*DATA LINES*.

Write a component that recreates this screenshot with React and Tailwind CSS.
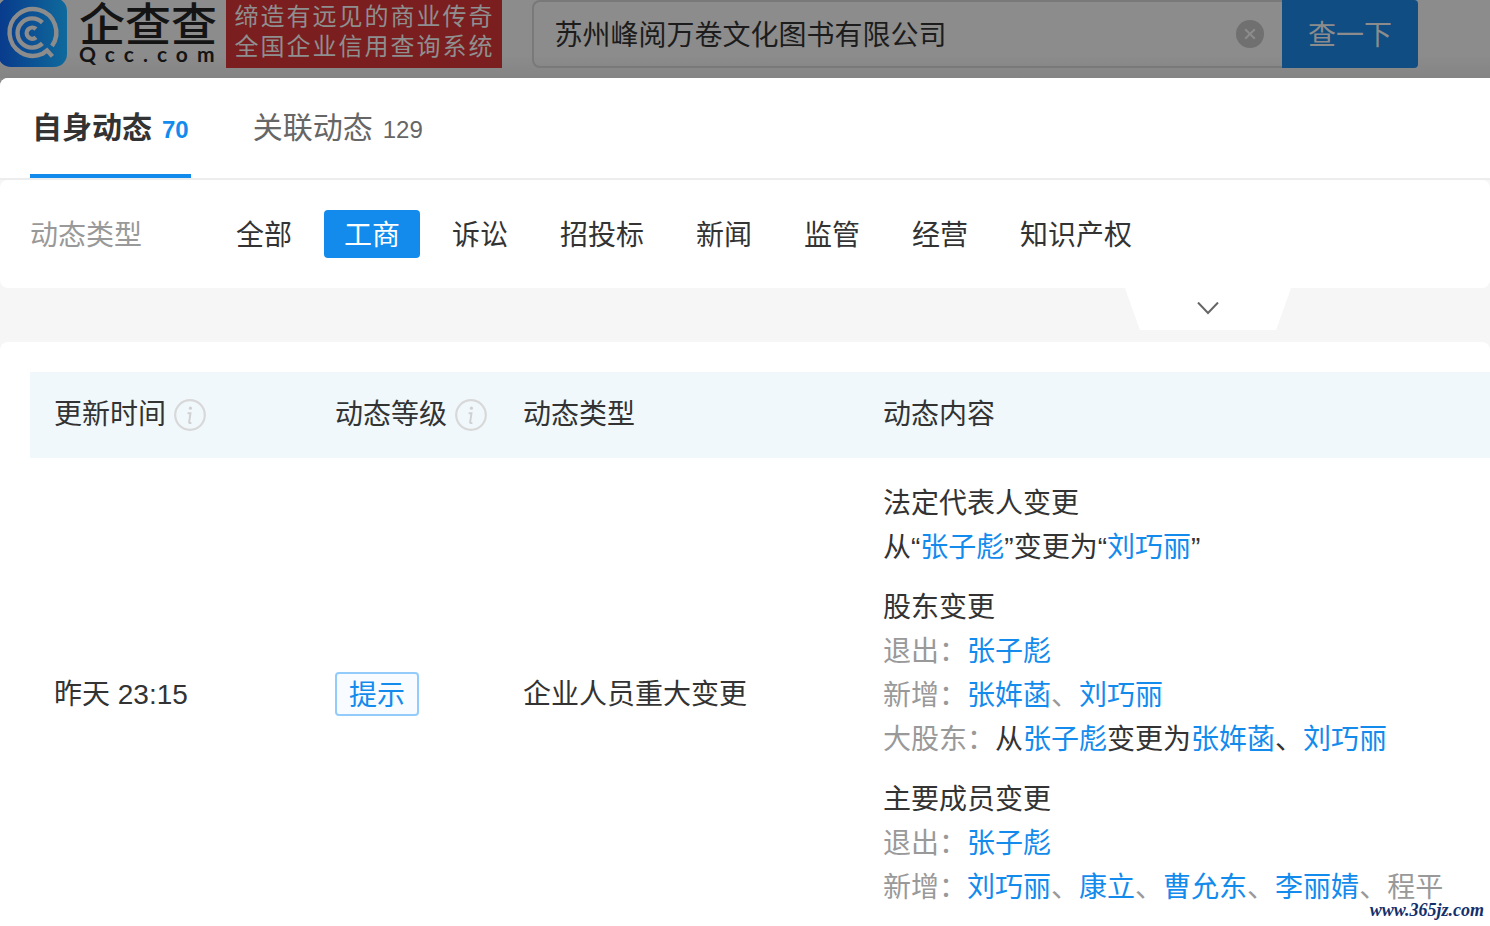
import { useState } from 'react'

const TABS = [
  { key: 'self', label: '自身动态', count: 70 },
  { key: 'related', label: '关联动态', count: 129 },
]

const TYPES = ['全部', '工商', '诉讼', '招投标', '新闻', '监管', '经营', '知识产权']

// ── Logo ──────────────────────────────────────────────────────
function Logo() {
  return (
    <a href="#" className="flex shrink-0 items-start gap-3 text-[#141414]">
      <svg viewBox="0 0 67 68" className="h-[68px] w-[67px]" fill="none" aria-hidden="true">
        <defs>
          <linearGradient id="logo-bg" x1="0" y1="0" x2="1" y2="0">
            <stop offset="0" stopColor="#083a8c" />
            <stop offset="1" stopColor="#0f6a9c" />
          </linearGradient>
        </defs>
        <rect x="-2" y="-2" width="69" height="69" rx="13" fill="url(#logo-bg)" />
        <g stroke="#8c8c8c" strokeWidth="4.4">
          <path d="M52 46A23.4 23.4 0 1 0 42.5 53.8L47 50.4L52.4 56.4" />
          <path d="M42.4 22.6A14.6 14.6 0 1 0 42.4 43.4" />
          <path d="M36 29A5.6 5.6 0 1 0 36 37.4" />
        </g>
      </svg>
      <span className="flex flex-col">
        <span className="h-[42px] font-['Noto_Sans_CJK_SC',sans-serif] text-[46px] leading-[42px] font-medium">企查查</span>
        <span className="font-['Lato',sans-serif] text-[21px] leading-6 font-bold tracking-[9px]">Qcc.com</span>
      </span>
    </a>
  )
}

function SearchBar() {
  const [query, setQuery] = useState('苏州峰阅万卷文化图书有限公司')
  return (
    <form className="ml-[30px] flex h-[68px] flex-1" onSubmit={e => e.preventDefault()}>
      <div className="flex flex-1 items-center rounded-l-lg border-2 border-r-0 border-[#797979] pr-[18px] pl-5">
        <input aria-label="企业名称" value={query} onChange={e => setQuery(e.target.value)}
          className="min-w-0 flex-1 bg-transparent pt-[3px] text-[28px] text-[#1c1c1c] outline-none" />
        <button type="button" aria-label="清除" onClick={() => setQuery('')}
          className="flex size-7 items-center justify-center rounded-full bg-[#707070]">
          <svg viewBox="0 0 12 12" className="size-3" stroke="#8c8c8c" strokeWidth="2" aria-hidden="true">
            <path d="M1.2 1.2l9.6 9.6M10.8 1.2l-9.6 9.6" />
          </svg>
        </button>
      </div>
      <button type="submit" className="w-[136px] rounded-r bg-[#0f4d83] pt-[3px] text-[28px] text-[#8c8c8c]">查一下</button>
    </form>
  )
}

// ── Small pieces ──────────────────────────────────────────────
function InfoIcon() {
  return (
    <svg viewBox="0 0 32 32" className="size-8 shrink-0" fill="none" aria-hidden="true">
      <circle cx="16" cy="16" r="14.8" stroke="#d8d8d8" strokeWidth="2.2" />
      <circle cx="16.4" cy="9.2" r="1.6" fill="#d0d0d0" />
      <path d="M13.6 14.2h2.9l-1.4 9.2c0 .8.7.8 2.3.4" stroke="#d0d0d0" strokeWidth="1.9" />
    </svg>
  )
}

function Name({ children }) {
  return <a href="#" className="text-[#128bed]">{children}</a>
}

function Names({ list }) {
  return list.map((n, i) => (
    <span key={n}>{i > 0 && '、'}<Name>{n}</Name></span>
  ))
}

function Block({ title, children }) {
  return (
    <div>
      <h3>{title}</h3>
      {children}
    </div>
  )
}

const Muted = ({ children }) => <span className="text-[#999]">{children}</span>

export default function App() {
  const [tab, setTab] = useState('self')
  const [type, setType] = useState('工商')

  return (
    <div className="relative flex h-screen flex-col overflow-hidden bg-[#8b8b8b] font-['Liberation_Sans','Noto_Sans_CJK_SC',sans-serif] text-[#333]">
      <header className="flex h-[78px] shrink-0 items-start bg-linear-to-b from-[#8c8c8c] from-70% to-[#848484] pr-[72px]">
        <Logo />
        <p className="ml-[3px] h-[68px] shrink-0 bg-[#7b1e1f] px-2 pt-[2px] text-2xl leading-[30px] tracking-[2px] text-[#8f8f8f]">
          缔造有远见的商业传奇<br />全国企业信用查询系统
        </p>
        <SearchBar />
      </header>

      <main className="flex-1 rounded-t-lg bg-[#f6f6f6]">
        {/* tabs */}
        <nav className="flex h-[102px] gap-[60px] rounded-tl-lg border-b-2 border-[#ededed] bg-white pl-[30px]">
          {TABS.map(t => (
            <button key={t.key} onClick={() => setTab(t.key)}
              className={`flex items-baseline gap-[10px] border-b-4 px-0.5 pt-7 text-[30px] leading-[44px] ${t.key === tab ? 'border-[#128bed] font-bold' : 'border-transparent text-[#666]'}`}>
              {t.label}
              <span className={`text-2xl ${t.key === tab ? 'text-[#128bed]' : ''}`}>{t.count}</span>
            </button>
          ))}
        </nav>

        {/* type filter */}
        <section className="flex items-center rounded-lg bg-white py-[30px] pl-[30px] text-[28px] leading-[44px]">
          <span className="w-[186px] pt-[3px] text-[#999]">动态类型</span>
          <div className="flex gap-3">
            {TYPES.map(t => (
              <button key={t} onClick={() => setType(t)}
                className={`h-12 rounded px-5 pt-[3px] ${t === type ? 'bg-[#128bed] text-white' : ''}`}>
                {t}
              </button>
            ))}
          </div>
        </section>
        <div className="flex h-[54px] justify-end pr-[199px]">
          <button aria-label="展开"
            className="flex h-[42px] w-[166px] items-center justify-center bg-white [clip-path:polygon(0_0,100%_0,91%_100%,9%_100%)]">
            <svg viewBox="0 0 22 14" className="h-[14px] w-[22px]" fill="none" stroke="#666" strokeWidth="2" aria-hidden="true">
              <path d="M1 0.5l10 10.5 10-10.5" />
            </svg>
          </button>
        </div>

        {/* records */}
        <section className="rounded-t-lg bg-white pt-[30px] pl-[30px]">
          <table className="w-full table-fixed text-left text-[28px] leading-[44px]">
            <colgroup>
              <col className="w-[281px]" />
              <col className="w-[188px]" />
              <col className="w-[360px]" />
              <col />
            </colgroup>
            <thead>
              <tr className="h-[86px] bg-[#f0f8fc]">
                <th className="pl-6 font-normal"><span className="flex items-center gap-2">更新时间<InfoIcon /></span></th>
                <th className="pl-6 font-normal"><span className="flex items-center gap-2">动态等级<InfoIcon /></span></th>
                <th className="pl-6 font-normal">动态类型</th>
                <th className="pl-6 font-normal">动态内容</th>
              </tr>
            </thead>
            <tbody>
              <tr>
                <td className="pt-[2px] pl-6">昨天 23:15</td>
                <td className="pl-6">
                  <span className="flex h-11 w-[84px] items-center justify-center rounded border-2 border-[#93ccfa] bg-[#f8fbff] pt-[3px] text-[#128bed]">提示</span>
                </td>
                <td className="pt-[2px] pl-6">企业人员重大变更</td>
                <td className="pt-6 pb-5 pl-6">
                  <div className="flex flex-col gap-4 whitespace-nowrap">
                    <Block title="法定代表人变更">
                      <p>从“<Name>张子彪</Name>”变更为“<Name>刘巧丽</Name>”</p>
                    </Block>
                    <Block title="股东变更">
                      <p><Muted>退出：</Muted><Name>张子彪</Name></p>
                      <p className="text-[#999]">新增：<Names list={['张姩菡', '刘巧丽']} /></p>
                      <p><Muted>大股东：</Muted>从<Name>张子彪</Name>变更为<Names list={['张姩菡', '刘巧丽']} /></p>
                    </Block>
                    <Block title="主要成员变更">
                      <p><Muted>退出：</Muted><Name>张子彪</Name></p>
                      <p className="text-[#999]">新增：<Names list={['刘巧丽', '康立', '曹允东', '李丽婧']} />、程平</p>
                    </Block>
                  </div>
                </td>
              </tr>
            </tbody>
          </table>
        </section>
      </main>

      <span className="absolute right-[6px] bottom-1 font-['Liberation_Serif',serif] text-lg leading-6 font-bold text-[#12306e] italic">www.365jz.com</span>
    </div>
  )
}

*REQUIREMENT*. Please reproduce the listing exactly from its opening line through the line that contains "['全部', '工商', '诉讼', '招投标', '新闻', '监管', '经营', '知识产权']", both included, with all pictures omitted.

*PROBLEM SOLUTION*.
Write a component that recreates this screenshot with React and Tailwind CSS.
import { useState } from 'react'

const TABS = [
  { key: 'self', label: '自身动态', count: 70 },
  { key: 'related', label: '关联动态', count: 129 },
]

const TYPES = ['全部', '工商', '诉讼', '招投标', '新闻', '监管', '经营', '知识产权']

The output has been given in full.